[REQUIREMENTS] Return every line of the data below that includes the string "React".
:: RECORDED DATA
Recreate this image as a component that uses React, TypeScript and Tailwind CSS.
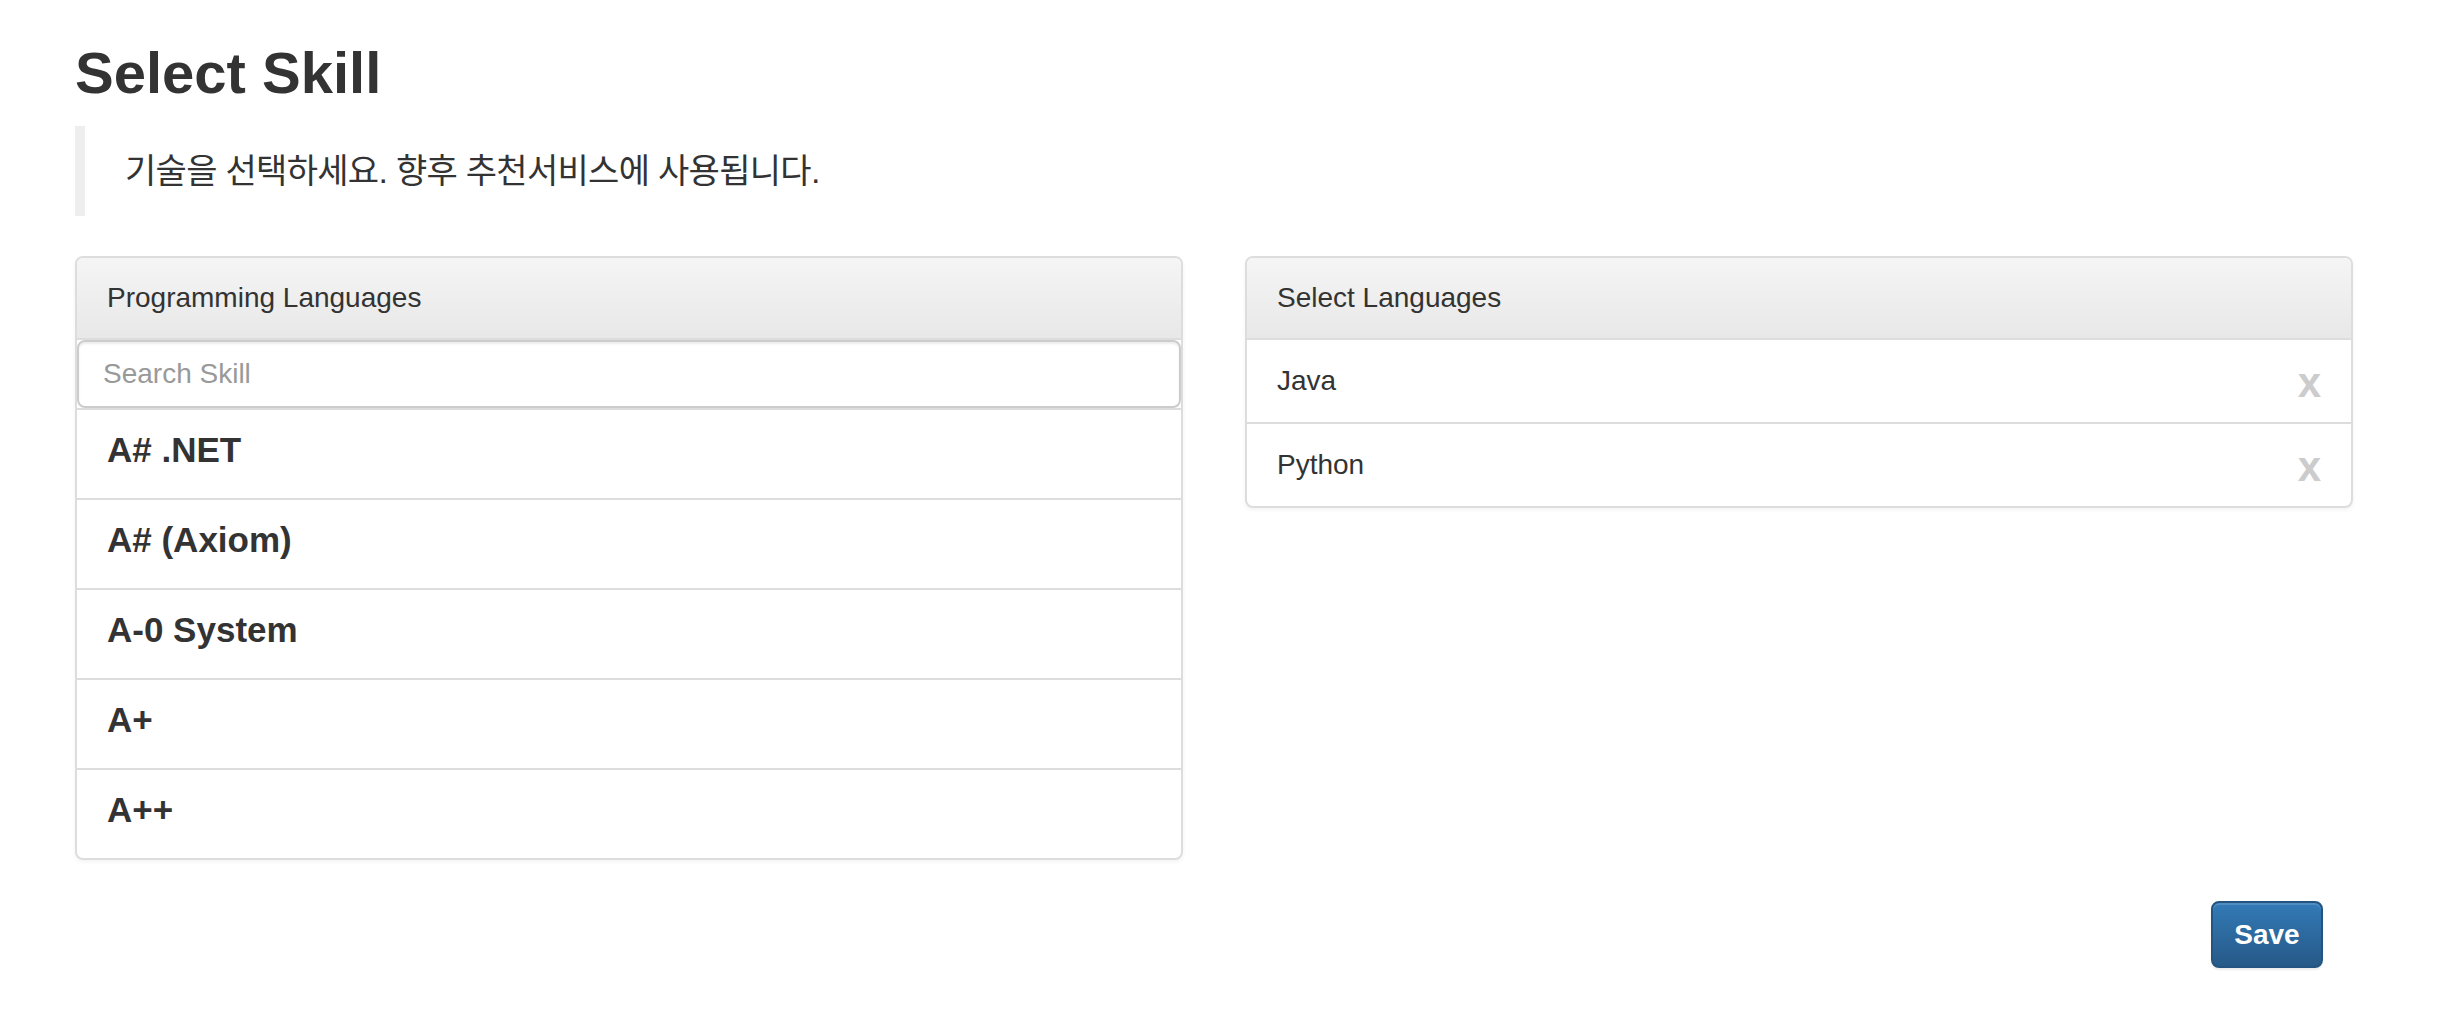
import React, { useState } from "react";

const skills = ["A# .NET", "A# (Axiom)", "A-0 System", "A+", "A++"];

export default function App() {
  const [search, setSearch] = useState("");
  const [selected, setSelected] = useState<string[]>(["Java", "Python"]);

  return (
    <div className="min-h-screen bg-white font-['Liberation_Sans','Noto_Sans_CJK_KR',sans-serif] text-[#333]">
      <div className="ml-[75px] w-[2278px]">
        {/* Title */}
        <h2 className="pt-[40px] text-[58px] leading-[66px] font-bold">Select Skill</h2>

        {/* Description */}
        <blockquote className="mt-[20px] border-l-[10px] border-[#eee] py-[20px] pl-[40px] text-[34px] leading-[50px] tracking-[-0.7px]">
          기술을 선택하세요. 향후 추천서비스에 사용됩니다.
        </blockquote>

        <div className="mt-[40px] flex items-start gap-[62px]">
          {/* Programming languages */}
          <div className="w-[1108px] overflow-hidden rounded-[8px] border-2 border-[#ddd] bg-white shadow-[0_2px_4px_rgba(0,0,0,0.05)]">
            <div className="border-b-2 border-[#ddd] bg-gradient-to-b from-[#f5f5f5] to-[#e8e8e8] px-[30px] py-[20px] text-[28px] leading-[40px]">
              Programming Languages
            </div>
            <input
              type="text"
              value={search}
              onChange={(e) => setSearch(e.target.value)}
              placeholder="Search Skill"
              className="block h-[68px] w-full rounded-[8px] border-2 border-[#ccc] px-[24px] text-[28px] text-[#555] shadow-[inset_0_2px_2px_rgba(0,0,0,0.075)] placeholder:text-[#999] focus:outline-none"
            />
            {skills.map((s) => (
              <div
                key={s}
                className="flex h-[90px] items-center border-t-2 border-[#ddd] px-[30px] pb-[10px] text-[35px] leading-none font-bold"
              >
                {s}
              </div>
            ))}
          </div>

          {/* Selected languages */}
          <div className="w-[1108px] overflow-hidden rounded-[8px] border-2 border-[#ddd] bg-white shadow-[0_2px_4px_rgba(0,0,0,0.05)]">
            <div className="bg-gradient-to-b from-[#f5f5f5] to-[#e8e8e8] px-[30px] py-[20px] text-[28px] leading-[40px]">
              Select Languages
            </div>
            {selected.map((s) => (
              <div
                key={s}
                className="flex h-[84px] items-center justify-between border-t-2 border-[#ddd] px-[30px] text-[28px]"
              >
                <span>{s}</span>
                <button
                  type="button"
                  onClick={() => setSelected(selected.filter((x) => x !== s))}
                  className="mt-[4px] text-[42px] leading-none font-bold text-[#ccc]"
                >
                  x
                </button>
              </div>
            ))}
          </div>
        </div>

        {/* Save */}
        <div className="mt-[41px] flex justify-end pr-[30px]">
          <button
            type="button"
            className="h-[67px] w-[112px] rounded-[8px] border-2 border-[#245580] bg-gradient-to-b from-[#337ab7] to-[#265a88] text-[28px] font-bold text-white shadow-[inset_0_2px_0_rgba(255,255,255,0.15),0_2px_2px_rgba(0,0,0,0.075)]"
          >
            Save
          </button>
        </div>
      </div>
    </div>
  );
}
::::
[REPLY TO THE TASK]
Recreate this image as a component that uses React, TypeScript and Tailwind CSS.
import React, { useState } from "react";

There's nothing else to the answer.